Il GGG – Il grande gigante gentile

Il grande gigante gentile è un racconto per ragazzi che riconcilia con il piacere dell’ascolto e dello sguardo, un’opera narrativamente devoluta e apparentemente candida (per Spielberg, ci sentiamo di poter spendere l’aggettivo). Tratto da un romanzo per l’infanzia di Roald Dahl, racconta la storia di Sophie, una bambina insonne che vive in un orfanotrofio, e una notte, curiosando qualche istante di troppo fuori dalla sua finestra, viene rapita dal gigante del titolo, che la porta nella terra dei giganti, dove di lavoro raccoglie i sogni dagli alberi, per distribuirli di notte alla gente. Vegetariano e maniaco di un intruglio verde che gli induce dei peti fragorosi, vive però circondato da creature ancora più grandi di lui, sciocche e carnivore, che minacciano Sophie, e forse non solo…

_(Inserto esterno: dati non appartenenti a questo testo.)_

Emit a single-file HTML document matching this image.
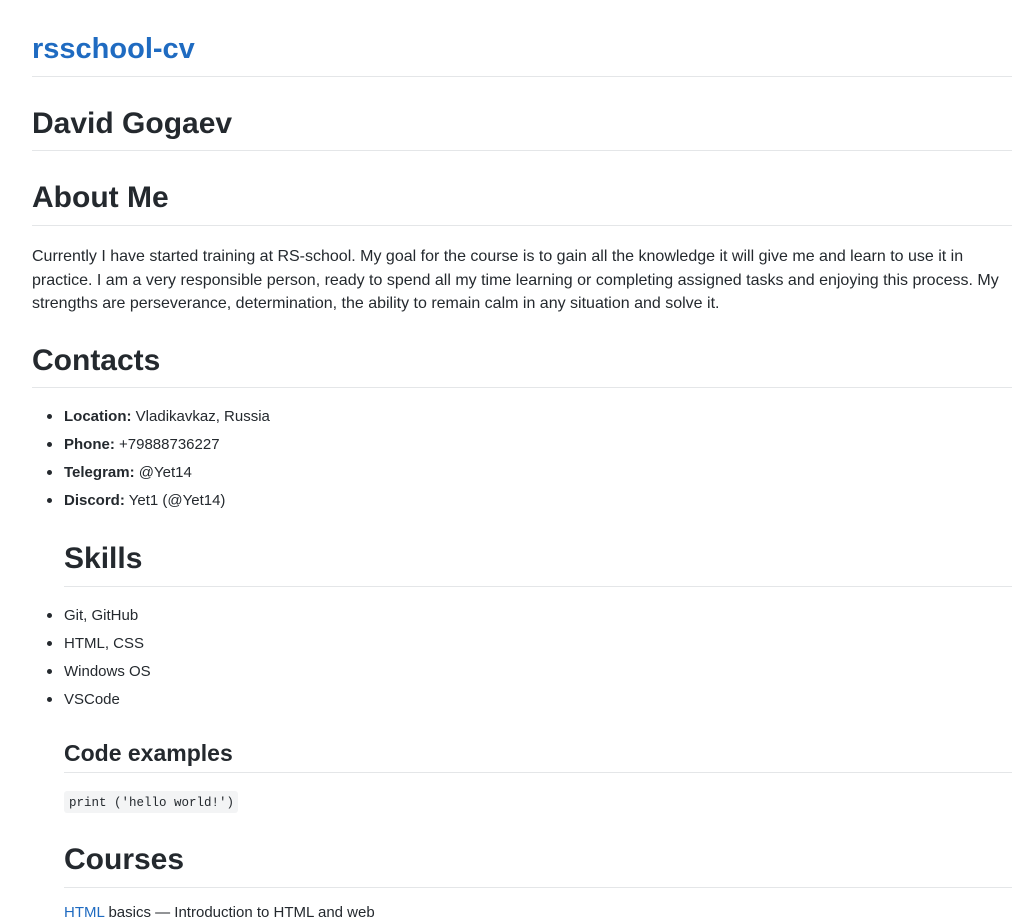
<!DOCTYPE html>
<html><head><meta charset="utf-8"><style>
body{margin:0;background:#fff;width:1024px;height:911px;overflow:hidden;position:relative;font-family:"Liberation Sans",sans-serif;color:#24292e}
.a{position:absolute;white-space:nowrap}
.b{font-weight:bold}
.hr{position:absolute;height:1px;background:#e4e6e8;right:12px}
.li{position:absolute;left:64px;font-size:15px;line-height:20px;white-space:nowrap}
.li:before{content:"";position:absolute;left:-17px;top:7px;width:5px;height:5px;border-radius:50%;background:#24292e}
</style></head><body>
<div class="a b" style="left:32px;top:29px;font-size:29px;line-height:40px;color:#1f6bc1">rsschool-cv</div>
<div class="hr" style="left:32px;top:76px"></div>
<div class="a b" style="left:32px;top:104px;font-size:30px;line-height:40px">David Gogaev</div>
<div class="hr" style="left:32px;top:150px"></div>
<div class="a b" style="left:32px;top:178px;font-size:30px;line-height:40px">About Me</div>
<div class="hr" style="left:32px;top:225px"></div>
<div class="a" style="left:32px;top:245px;font-size:16px;line-height:23.5px">Currently I have started training at RS-school. My goal for the course is to gain all the knowledge it will give me and learn to use it in<br>practice. I am a very responsible person, ready to spend all my time learning or completing assigned tasks and enjoying this process. My<br>strengths are perseverance, determination, the ability to remain calm in any situation and solve it.</div>
<div class="a b" style="left:32px;top:341px;font-size:30px;line-height:40px">Contacts</div>
<div class="hr" style="left:32px;top:387px"></div>
<div class="li" style="top:407px"><b>Location:</b> Vladikavkaz, Russia</div>
<div class="li" style="top:435px"><b>Phone:</b> +79888736227</div>
<div class="li" style="top:463px"><b>Telegram:</b> @Yet14</div>
<div class="li" style="top:491px"><b>Discord:</b> Yet1 (@Yet14)</div>
<div class="a b" style="left:64px;top:539px;font-size:30px;line-height:40px">Skills</div>
<div class="hr" style="left:64px;top:586px"></div>
<div class="li" style="top:606px">Git, GitHub</div>
<div class="li" style="top:634px">HTML, CSS</div>
<div class="li" style="top:662px">Windows OS</div>
<div class="li" style="top:690px">VSCode</div>
<div class="a b" style="left:64px;top:738px;font-size:23px;line-height:30px">Code examples</div>
<div class="hr" style="left:64px;top:772px"></div>
<div class="a" style="left:64px;top:791px;width:174px;height:22px;background:#f3f4f5;border-radius:3px"></div>
<div class="a" style="left:69px;top:792px;font-family:'Liberation Mono',monospace;font-size:12.5px;line-height:22px">print ('hello world!')</div>
<div class="a b" style="left:64px;top:840px;font-size:30px;line-height:40px">Courses</div>
<div class="hr" style="left:64px;top:887px"></div>
<div class="a" style="left:64px;top:903px;font-size:15px;line-height:20px"><span style="color:#1f6bc1">HTML</span> basics — Introduction to HTML and web</div>
</body></html>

Nonostante il film sia girato con l’uso della performance capture, la CGI non va oltre le ragioni del contesto (il conflitto “dimensionale” tra Sophie e il mondo fantastico in cui si ritrova), ed anzi in certi punti ha un’aria un po’ impacciata (come quando il gigante corre e salta tra gli alberi, a inizio film). Si tratta poi di un approccio misto, alle volte è la bambina a ritrovarsi in uno scenario fantastico, e alle volte è il gigante che si infila nel nostro mondo “live action”, tanto che i primi riferimenti che vengono in mente sono film come Mary Poppins o Pomi d’ottone e manici di scopa, dove questo passaggio continuo (lì si trattava ovviamente di attori in carne e ossa in scenari bidimensionali disegnati, e viceversa) rappresenta la permeabilità tra la realtà e il sogno. Punti di contatto si intravedono anche con il cinema di Miyazaki stesso (la presenza buffa e silenziosa degli animali domestici, la ricerca di un equilibrio tra uomo e natura, la naturalezza con cui impossibile e reale si fondono) e più in generale con tutta la narrazione dei classici Disney (La pianta del fagiolo magico, Alice nel paese delle meraviglie).

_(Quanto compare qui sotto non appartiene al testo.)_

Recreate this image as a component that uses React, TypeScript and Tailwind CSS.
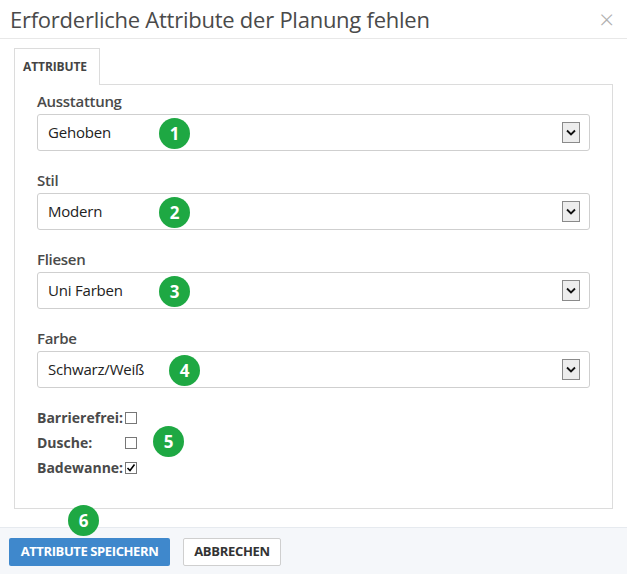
import React from 'react';

const fields = [
  { label: 'Ausstattung', value: 'Gehoben', badge: 1, badgeLeft: 'left-[121px]' },
  { label: 'Stil', value: 'Modern', badge: 2, badgeLeft: 'left-[121px]' },
  { label: 'Fliesen', value: 'Uni Farben', badge: 3, badgeLeft: 'left-[121px]' },
  { label: 'Farbe', value: 'Schwarz/Weiß', badge: 4, badgeLeft: 'left-[131px]' },
];

const checks = [
  { label: 'Barrierefrei:', checked: false },
  { label: 'Dusche:', checked: false },
  { label: 'Badewanne:', checked: true },
];

function Badge({ n, className = '' }: { n: number; className?: string }) {
  return (
    <div
      className={`absolute w-[31px] h-[31px] rounded-full bg-[#1ea843] text-white text-[17px] font-bold flex items-center justify-center leading-none ${className}`}
    >
      {n}
    </div>
  );
}

function SelectBox({ value, badge, badgeLeft }: { value: string; badge: number; badgeLeft: string }) {
  return (
    <div className="relative h-[37px] border border-[#cfcfcf] rounded-[3px] bg-white flex items-center pl-[10px] pr-[9px]">
      <span className="flex-1 text-[15px] text-[#222] tracking-[-0.2px]">{value}</span>
      {/* native-looking arrow box */}
      <div className="w-[18px] h-[21px] border border-[#8a8a8a] bg-[#ededed] flex items-center justify-center">
        <svg width="10" height="7" viewBox="0 0 10 7">
          <path d="M1 1.5 L5 5.5 L9 1.5" fill="none" stroke="#111" strokeWidth="1.8" />
        </svg>
      </div>
      <Badge n={badge} className={`${badgeLeft} top-[3px]`} />
    </div>
  );
}

function CheckBox({ checked }: { checked: boolean }) {
  return (
    <div className="w-[12px] h-[12px] border border-[#777] bg-white flex items-center justify-center">
      {checked && (
        <svg width="10" height="10" viewBox="0 0 10 10">
          <path d="M1.5 5 L4 7.5 L8.5 1.5" fill="none" stroke="#000" strokeWidth="1.6" />
        </svg>
      )}
    </div>
  );
}

export default function App() {
  return (
    <div className="w-[627px] h-[574px] bg-white flex flex-col font-['Open_Sans',sans-serif] text-[#444]">
      {/* Header */}
      <div className="h-[39px] border-b border-[#e8e8e8] pl-[10px] pr-[13px] flex items-center justify-between">
        <h1 className="text-[22px] text-[#4a4a4a] leading-none tracking-[-0.25px]">
          Erforderliche Attribute der Planung fehlen
        </h1>
        <span className="text-[26px] font-light text-[#b0b0b0] leading-none">×</span>
      </div>

      {/* Body */}
      <div className="px-[14px] pt-[9px]">
        <div className="flex">
          <div className="relative z-10 -mb-px w-[86px] h-[37px] border border-b-0 border-[#dcdcdc] bg-white flex items-center pl-[8px]">
            <span className="text-[12px] font-bold text-[#444] tracking-[-0.1px]">ATTRIBUTE</span>
          </div>
        </div>
        <div className="h-[425px] border border-[#dcdcdc] px-[22px] pt-[4px]">
          <div className="flex flex-col gap-[17px]">
            {fields.map((f) => (
              <div key={f.label} className="flex flex-col">
                <label className="h-[25px] flex items-center text-[15px] font-semibold text-[#4a4a4a] tracking-[-0.3px]">
                  {f.label}
                </label>
                <SelectBox value={f.value} badge={f.badge} badgeLeft={f.badgeLeft} />
              </div>
            ))}
          </div>
          <div className="relative mt-[17px]">
            <div className="grid grid-cols-[auto_auto] w-max items-center text-[14px] font-bold text-[#4a4a4a]">
              {checks.map((c) => (
                <React.Fragment key={c.label}>
                  <span className="h-[25px] flex items-center pr-[2px]">{c.label}</span>
                  <CheckBox checked={c.checked} />
                </React.Fragment>
              ))}
            </div>
            <Badge n={5} className="left-[116px] top-[21px]" />
          </div>
        </div>
      </div>

      {/* Footer */}
      <div className="relative mt-[18px] flex-1 bg-[#f5f7fa] border-t border-[#e6eaef] pl-[9px] pt-[10px] flex gap-[13px] items-start">
        <Badge n={6} className="left-[68px] top-[-23px]" />
        <button className="h-[28px] w-[161px] rounded-[2px] bg-[#3f88cc] text-white text-[13px] font-bold tracking-[-0.4px]">
          ATTRIBUTE SPEICHERN
        </button>
        <button className="h-[28px] w-[98px] rounded-[2px] bg-white border border-[#cfcfcf] text-[#333] text-[13px] font-bold tracking-[-0.3px]">
          ABBRECHEN
        </button>
      </div>
    </div>
  );
}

Ma sarebbe anche ingiusto non riconoscere il merito e la firma di chi su questo tipo di stupore, di fiducia nelle storie come una medicina e un rifugio, ha costruito la propria professione e la propria vita, cioè Roald Dahl e Steven Spielberg.

Mi piace: il candore delle opere di Dahl e Spielberg, che funzionano da medicina e rifugio.

Non mi piace: i punti un cui la CGI si fa impacciata.

Consigliato a chi: ama immergersi in un cinema in cui i confini tra realtà e sogno sono tenuissimi.